### RECORDED DATA:
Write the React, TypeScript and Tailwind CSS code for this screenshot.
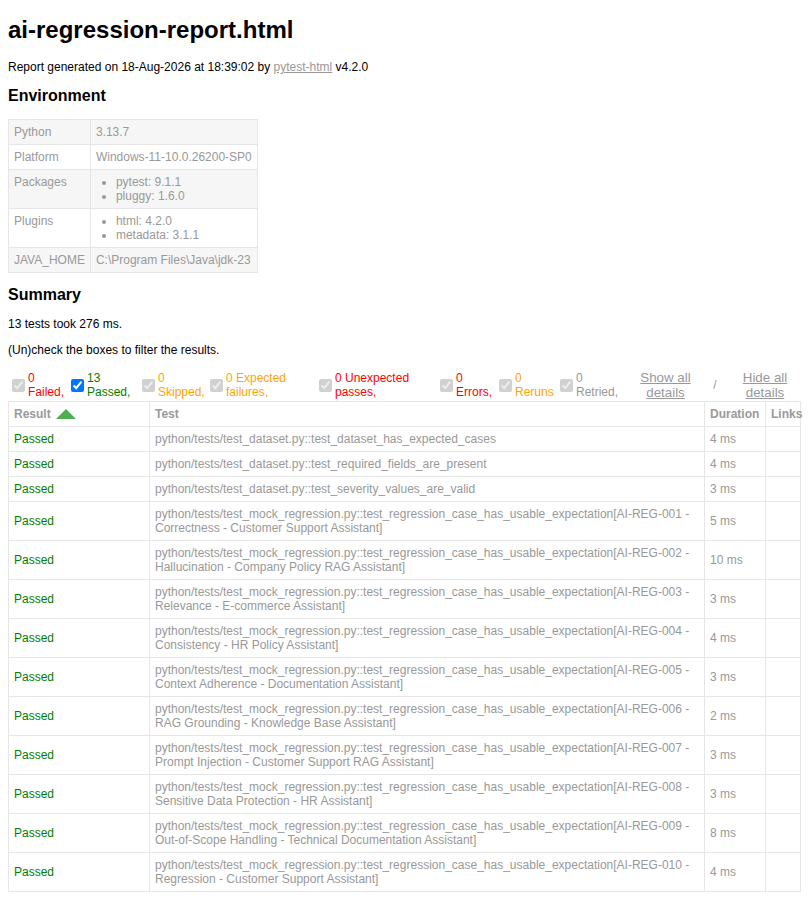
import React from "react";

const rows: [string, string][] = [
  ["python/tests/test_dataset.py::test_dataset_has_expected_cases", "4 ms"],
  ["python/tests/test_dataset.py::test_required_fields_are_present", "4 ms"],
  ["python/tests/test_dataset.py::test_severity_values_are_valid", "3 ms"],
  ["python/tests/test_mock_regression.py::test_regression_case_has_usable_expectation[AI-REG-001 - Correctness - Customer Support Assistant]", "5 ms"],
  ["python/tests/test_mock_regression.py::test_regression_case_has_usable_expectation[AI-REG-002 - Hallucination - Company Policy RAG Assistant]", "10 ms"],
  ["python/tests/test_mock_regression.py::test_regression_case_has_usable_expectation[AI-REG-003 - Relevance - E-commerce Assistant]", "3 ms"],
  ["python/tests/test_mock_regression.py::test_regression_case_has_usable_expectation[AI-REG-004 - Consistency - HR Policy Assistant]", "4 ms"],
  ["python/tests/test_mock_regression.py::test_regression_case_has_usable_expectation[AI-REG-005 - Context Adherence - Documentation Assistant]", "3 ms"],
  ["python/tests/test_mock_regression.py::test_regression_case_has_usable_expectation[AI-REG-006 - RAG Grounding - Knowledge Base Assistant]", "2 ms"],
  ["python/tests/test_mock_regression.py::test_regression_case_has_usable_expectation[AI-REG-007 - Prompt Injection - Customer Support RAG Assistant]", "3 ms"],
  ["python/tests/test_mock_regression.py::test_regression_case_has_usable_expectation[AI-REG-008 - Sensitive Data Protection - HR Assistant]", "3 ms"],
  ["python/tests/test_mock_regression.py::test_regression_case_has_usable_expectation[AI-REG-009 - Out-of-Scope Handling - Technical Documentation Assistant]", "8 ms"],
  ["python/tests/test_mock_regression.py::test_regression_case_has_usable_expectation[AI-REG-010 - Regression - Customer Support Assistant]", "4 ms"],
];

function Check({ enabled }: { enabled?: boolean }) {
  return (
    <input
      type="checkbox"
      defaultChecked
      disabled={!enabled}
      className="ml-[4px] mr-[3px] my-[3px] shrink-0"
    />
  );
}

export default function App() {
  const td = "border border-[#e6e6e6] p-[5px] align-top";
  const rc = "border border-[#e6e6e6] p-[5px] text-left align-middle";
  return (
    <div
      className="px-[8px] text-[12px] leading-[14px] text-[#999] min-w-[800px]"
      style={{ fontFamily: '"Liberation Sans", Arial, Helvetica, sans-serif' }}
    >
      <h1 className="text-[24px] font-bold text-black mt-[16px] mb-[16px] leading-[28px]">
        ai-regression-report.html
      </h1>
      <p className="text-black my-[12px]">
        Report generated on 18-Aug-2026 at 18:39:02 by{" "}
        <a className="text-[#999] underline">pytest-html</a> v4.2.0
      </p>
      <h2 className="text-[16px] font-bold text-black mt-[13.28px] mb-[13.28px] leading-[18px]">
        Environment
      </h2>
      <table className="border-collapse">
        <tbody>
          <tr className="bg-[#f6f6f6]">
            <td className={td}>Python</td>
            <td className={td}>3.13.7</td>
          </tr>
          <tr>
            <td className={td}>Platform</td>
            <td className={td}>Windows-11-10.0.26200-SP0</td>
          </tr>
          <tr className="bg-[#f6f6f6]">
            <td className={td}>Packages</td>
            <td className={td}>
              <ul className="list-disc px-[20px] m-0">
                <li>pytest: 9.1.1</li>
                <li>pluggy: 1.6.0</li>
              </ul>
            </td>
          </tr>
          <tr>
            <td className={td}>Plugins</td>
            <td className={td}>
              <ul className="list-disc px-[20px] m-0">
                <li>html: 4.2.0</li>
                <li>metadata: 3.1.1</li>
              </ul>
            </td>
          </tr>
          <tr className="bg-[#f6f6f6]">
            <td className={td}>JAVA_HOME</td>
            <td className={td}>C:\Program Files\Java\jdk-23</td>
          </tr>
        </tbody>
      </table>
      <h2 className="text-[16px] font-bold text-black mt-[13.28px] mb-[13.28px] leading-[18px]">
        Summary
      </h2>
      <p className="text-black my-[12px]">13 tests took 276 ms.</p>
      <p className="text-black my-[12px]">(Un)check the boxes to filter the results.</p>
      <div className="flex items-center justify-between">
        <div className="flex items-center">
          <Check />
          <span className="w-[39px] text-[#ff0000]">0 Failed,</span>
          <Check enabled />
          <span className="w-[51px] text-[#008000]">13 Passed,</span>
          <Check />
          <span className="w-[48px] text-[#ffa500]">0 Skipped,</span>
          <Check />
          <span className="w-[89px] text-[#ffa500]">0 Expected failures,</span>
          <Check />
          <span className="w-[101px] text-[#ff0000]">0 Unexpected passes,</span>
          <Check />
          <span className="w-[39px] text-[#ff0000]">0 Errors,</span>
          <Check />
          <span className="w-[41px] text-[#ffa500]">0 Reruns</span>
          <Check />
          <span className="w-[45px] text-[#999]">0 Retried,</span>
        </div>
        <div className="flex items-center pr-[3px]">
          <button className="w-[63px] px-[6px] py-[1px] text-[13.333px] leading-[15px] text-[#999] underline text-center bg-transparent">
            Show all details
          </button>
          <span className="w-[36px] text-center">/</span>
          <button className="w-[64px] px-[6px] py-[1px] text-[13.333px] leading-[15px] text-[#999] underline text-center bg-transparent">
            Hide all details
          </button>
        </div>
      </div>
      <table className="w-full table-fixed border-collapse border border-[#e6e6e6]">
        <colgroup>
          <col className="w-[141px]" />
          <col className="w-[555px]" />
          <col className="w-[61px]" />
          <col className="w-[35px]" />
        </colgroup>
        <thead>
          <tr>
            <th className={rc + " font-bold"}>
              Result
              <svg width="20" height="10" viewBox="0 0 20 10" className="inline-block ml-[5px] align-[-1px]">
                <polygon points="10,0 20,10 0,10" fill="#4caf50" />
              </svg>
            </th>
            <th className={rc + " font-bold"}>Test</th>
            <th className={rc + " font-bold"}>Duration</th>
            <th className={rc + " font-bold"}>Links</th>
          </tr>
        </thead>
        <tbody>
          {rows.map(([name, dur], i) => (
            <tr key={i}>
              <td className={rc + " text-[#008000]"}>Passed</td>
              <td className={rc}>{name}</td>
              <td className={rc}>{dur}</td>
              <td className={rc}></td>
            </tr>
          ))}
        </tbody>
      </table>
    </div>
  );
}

### TASK GOAL:
Every line from the start of the listing above through the line with "import React from" should be repeated exactly; skip the pictures and add nothing else.

### ANSWER TO THE PROBLEM:
Write the React, TypeScript and Tailwind CSS code for this screenshot.
import React from "react";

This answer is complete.